Omit all pictures. Copy the rest of the material exactly.

== Source material

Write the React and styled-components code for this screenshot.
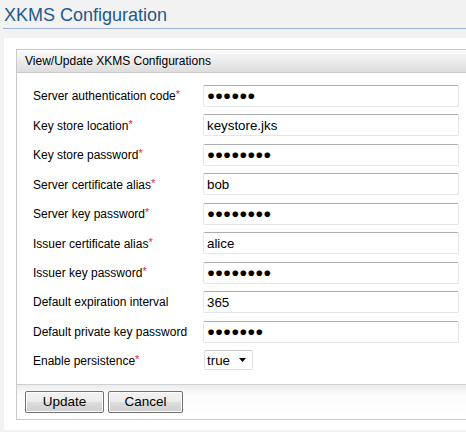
import React from "react";
import styled, { createGlobalStyle } from "styled-components";

const GlobalStyle = createGlobalStyle`
  html, body {
    margin: 0;
    padding: 0;
    background: #f2f2f2;
    overflow: hidden;
  }
  body {
    font-family: "Liberation Sans", Arial, sans-serif;
    font-size: 12px;
    color: #000;
  }
`;

const fields = [
  { label: "Server authentication code", required: true, value: "●●●●●●" },
  { label: "Key store location", required: true, value: "keystore.jks" },
  { label: "Key store password", required: true, value: "●●●●●●●●" },
  { label: "Server certificate alias", required: true, value: "bob" },
  { label: "Server key password", required: true, value: "●●●●●●●●" },
  { label: "Issuer certificate alias", required: true, value: "alice" },
  { label: "Issuer key password", required: true, value: "●●●●●●●●" },
  { label: "Default expiration interval", required: false, value: "365" },
  { label: "Default private key password", required: false, value: "●●●●●●●" },
];

export default function App() {
  return (
    <>
      <GlobalStyle />
      <Page>
        <Title>XKMS Configuration</Title>
        <Panel>
          <Box>
            <BoxHeader>View/Update XKMS Configurations</BoxHeader>
            <Form>
              {fields.map((f) => (
                <Row key={f.label}>
                  <Label>
                    {f.label}
                    {f.required && <Required>*</Required>}
                  </Label>
                  <TextInput type="text" defaultValue={f.value} />
                </Row>
              ))}
              <Row $short>
                <Label>
                  Enable persistence<Required>*</Required>
                </Label>
                <SelectBox>
                  <Select defaultValue="true">
                    <option value="true">true</option>
                    <option value="false">false</option>
                  </Select>
                  <svg width="7" height="4" viewBox="0 0 7 4">
                    <path d="M0 0 H7 L3.5 4 Z" fill="#000" />
                  </svg>
                </SelectBox>
              </Row>
            </Form>
            <Footer>
              <Button $width={79}>Update</Button>
              <Button $width={75}>Cancel</Button>
            </Footer>
          </Box>
        </Panel>
      </Page>
    </>
  );
}

const Page = styled.div`
  width: 100vw;
  height: 100vh;
  overflow: hidden;
`;

const Title = styled.h1`
  margin: 0 0 0 3px;
  padding: 4px 0 0 1px;
  height: 24px;
  font-size: 18px;
  font-weight: normal;
  line-height: 22px;
  color: #1f5a8c;
  border-bottom: 1px solid #9db3d6;
`;

const Panel = styled.div`
  margin: 9px -30px 0 4px;
  padding: 11px 0 10px 12px;
  background: #fff;
`;

const Box = styled.div`
  border: 1px solid #c9c9c9;
`;

const BoxHeader = styled.div`
  height: 22px;
  line-height: 22px;
  padding-left: 8px;
  font-size: 12px;
  background: linear-gradient(#fbfbfb, #dddddd);
  border-bottom: 1px solid #c9c9c9;
`;

const Form = styled.div`
  display: flex;
  flex-direction: column;
  padding: 8px 0 10px 16px;
`;

const Row = styled.div`
  display: grid;
  grid-template-columns: 170px auto;
  align-items: center;
  height: ${(p) => (p.$short ? "27px" : "29.5px")};
`;

const Label = styled.div`
  font-size: 12px;
  white-space: nowrap;
`;

const Required = styled.span`
  color: #e8232e;
  font-size: 11px;
  vertical-align: 2px;
`;

const TextInput = styled.input`
  box-sizing: border-box;
  width: 256px;
  height: 22px;
  margin: 0;
  padding: 0 3px;
  font-family: "Liberation Sans", Arial, sans-serif;
  font-size: 13.33px;
  color: #000;
  background: #fff;
  border: 1px solid #e2e6ea;
  border-top-color: #abadb3;
  border-radius: 2px;
  outline: none;
`;

const SelectBox = styled.label`
  box-sizing: border-box;
  display: flex;
  align-items: center;
  width: 49px;
  height: 20px;
  margin-left: 1px;
  padding-right: 6px;
  border: 1px solid #dcdfe3;
  border-top-color: #c4c7cc;
  border-radius: 2px;
  background: #fff;
`;

const Select = styled.select`
  appearance: none;
  flex: 1;
  min-width: 0;
  height: 18px;
  margin: 0;
  padding: 0 0 0 2px;
  border: none;
  background: transparent;
  outline: none;
  font-family: "Liberation Sans", Arial, sans-serif;
  font-size: 13.33px;
  color: #000;
`;

const Footer = styled.div`
  display: flex;
  gap: 4px;
  height: 35px;
  padding: 6px 0 0 8px;
  box-sizing: border-box;
  border-top: 1px solid #d0d0d0;
  background: linear-gradient(#ececec, #fbfbfb 10px, #fff);
`;

const Button = styled.button`
  box-sizing: border-box;
  width: ${(p) => p.$width}px;
  height: 22px;
  margin: 0;
  padding: 0;
  font-family: "Liberation Sans", Arial, sans-serif;
  font-size: 13.5px;
  color: #000;
  border: 1px solid #707070;
  border-radius: 2px;
  box-shadow: inset 0 0 0 1px #fcfcfc;
  background: linear-gradient(#f2f2f2 0%, #ebebeb 50%, #dddddd 51%, #cfcfcf 100%);
`;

====

#### The solution:
Write the React and styled-components code for this screenshot.
import React from "react";
import styled, { createGlobalStyle } from "styled-components";

const GlobalStyle = createGlobalStyle`
  html, body {
    margin: 0;
    padding: 0;
    background: #f2f2f2;
    overflow: hidden;
  }
  body {
    font-family: "Liberation Sans", Arial, sans-serif;
    font-size: 12px;
    color: #000;
  }
`;

const fields = [
  { label: "Server authentication code", required: true, value: "●●●●●●" },
  { label: "Key store location", required: true, value: "keystore.jks" },
  { label: "Key store password", required: true, value: "●●●●●●●●" },
  { label: "Server certificate alias", required: true, value: "bob" },
  { label: "Server key password", required: true, value: "●●●●●●●●" },
  { label: "Issuer certificate alias", required: true, value: "alice" },
  { label: "Issuer key password", required: true, value: "●●●●●●●●" },
  { label: "Default expiration interval", required: false, value: "365" },
  { label: "Default private key password", required: false, value: "●●●●●●●" },
];

export default function App() {
  return (
    <>
      <GlobalStyle />
      <Page>
        <Title>XKMS Configuration</Title>
        <Panel>
          <Box>
            <BoxHeader>View/Update XKMS Configurations</BoxHeader>
            <Form>
              {fields.map((f) => (
                <Row key={f.label}>
                  <Label>
                    {f.label}
                    {f.required && <Required>*</Required>}
                  </Label>
                  <TextInput type="text" defaultValue={f.value} />
                </Row>
              ))}
              <Row $short>
                <Label>
                  Enable persistence<Required>*</Required>
                </Label>
                <SelectBox>
                  <Select defaultValue="true">
                    <option value="true">true</option>
                    <option value="false">false</option>
                  </Select>
                  <svg width="7" height="4" viewBox="0 0 7 4">
                    <path d="M0 0 H7 L3.5 4 Z" fill="#000" />
                  </svg>
                </SelectBox>
              </Row>
            </Form>
            <Footer>
              <Button $width={79}>Update</Button>
              <Button $width={75}>Cancel</Button>
            </Footer>
          </Box>
        </Panel>
      </Page>
    </>
  );
}

const Page = styled.div`
  width: 100vw;
  height: 100vh;
  overflow: hidden;
`;

const Title = styled.h1`
  margin: 0 0 0 3px;
  padding: 4px 0 0 1px;
  height: 24px;
  font-size: 18px;
  font-weight: normal;
  line-height: 22px;
  color: #1f5a8c;
  border-bottom: 1px solid #9db3d6;
`;

const Panel = styled.div`
  margin: 9px -30px 0 4px;
  padding: 11px 0 10px 12px;
  background: #fff;
`;

const Box = styled.div`
  border: 1px solid #c9c9c9;
`;

const BoxHeader = styled.div`
  height: 22px;
  line-height: 22px;
  padding-left: 8px;
  font-size: 12px;
  background: linear-gradient(#fbfbfb, #dddddd);
  border-bottom: 1px solid #c9c9c9;
`;

const Form = styled.div`
  display: flex;
  flex-direction: column;
  padding: 8px 0 10px 16px;
`;

const Row = styled.div`
  display: grid;
  grid-template-columns: 170px auto;
  align-items: center;
  height: ${(p) => (p.$short ? "27px" : "29.5px")};
`;

const Label = styled.div`
  font-size: 12px;
  white-space: nowrap;
`;

const Required = styled.span`
  color: #e8232e;
  font-size: 11px;
  vertical-align: 2px;
`;

const TextInput = styled.input`
  box-sizing: border-box;
  width: 256px;
  height: 22px;
  margin: 0;
  padding: 0 3px;
  font-family: "Liberation Sans", Arial, sans-serif;
  font-size: 13.33px;
  color: #000;
  background: #fff;
  border: 1px solid #e2e6ea;
  border-top-color: #abadb3;
  border-radius: 2px;
  outline: none;
`;

const SelectBox = styled.label`
  box-sizing: border-box;
  display: flex;
  align-items: center;
  width: 49px;
  height: 20px;
  margin-left: 1px;
  padding-right: 6px;
  border: 1px solid #dcdfe3;
  border-top-color: #c4c7cc;
  border-radius: 2px;
  background: #fff;
`;

const Select = styled.select`
  appearance: none;
  flex: 1;
  min-width: 0;
  height: 18px;
  margin: 0;
  padding: 0 0 0 2px;
  border: none;
  background: transparent;
  outline: none;
  font-family: "Liberation Sans", Arial, sans-serif;
  font-size: 13.33px;
  color: #000;
`;

const Footer = styled.div`
  display: flex;
  gap: 4px;
  height: 35px;
  padding: 6px 0 0 8px;
  box-sizing: border-box;
  border-top: 1px solid #d0d0d0;
  background: linear-gradient(#ececec, #fbfbfb 10px, #fff);
`;

const Button = styled.button`
  box-sizing: border-box;
  width: ${(p) => p.$width}px;
  height: 22px;
  margin: 0;
  padding: 0;
  font-family: "Liberation Sans", Arial, sans-serif;
  font-size: 13.5px;
  color: #000;
  border: 1px solid #707070;
  border-radius: 2px;
  box-shadow: inset 0 0 0 1px #fcfcfc;
  background: linear-gradient(#f2f2f2 0%, #ebebeb 50%, #dddddd 51%, #cfcfcf 100%);
`;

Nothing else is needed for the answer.